US exports to Mexico total nearly $700 billion a year.
Imports? Just shy of $400 billion.
Start with that and work it out. The loss of the second largest export market after Canada, and the loss of the second biggest import market after China. To bomb backyard drug labs and run a bunch of clusterfuck raids (happens when you lose all timely intelligence).
Oh, and right now Mexico’s government is holding back a northbound sea of desperate migrants escaping crippling droughts and violent lawlessness. When the first bomb is dropped, that will be over. The wave will hit the border with full force. So much for Republican machos dealing with “the immigration crisis.”

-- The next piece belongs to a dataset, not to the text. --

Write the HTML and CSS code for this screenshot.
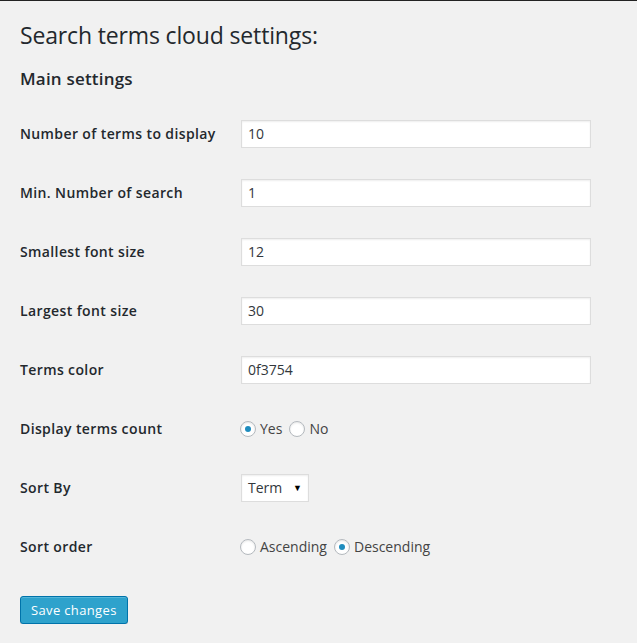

Most of the drugs will continue coming into the US — as they are now — through legal ports of entry (the interdiction of which requires bilateral intelligence cooperation).
General Mark Milley, chairman of the Joint Chiefs of Staff, diplomatically said these Republican fantasies are misguided.
“Having spent a fair amount of time in Latin America,” Milley said, “I would argue that the best thing that can be done is by, with, and through the local governments that are friendly to the United States, and work with them and their militaries to try to stem the flow of drugs.”
I’m no fan of the war on drugs, but this sure sounds a lot more sensible to me than the Republican imagination of A-Detachments fast-roping into semi-arid cow pastures at midnight to find ten guys who were making bootleg fentanyl and left last week . . . and crashing an already teetering economy in the process. Go Republicans!
I wrote in July about the unoriginal macho energy of “special ops” vogue cosplay, when I took down the whole Tim Ballard narrative — another Republican scam of its increasingly credulous base. This is just more of the same.
We don’t need more imagination; we need curbs to imagination, checks on imagination, downpours on the parades of imagination.
Imagination can put armies in the hands of infants.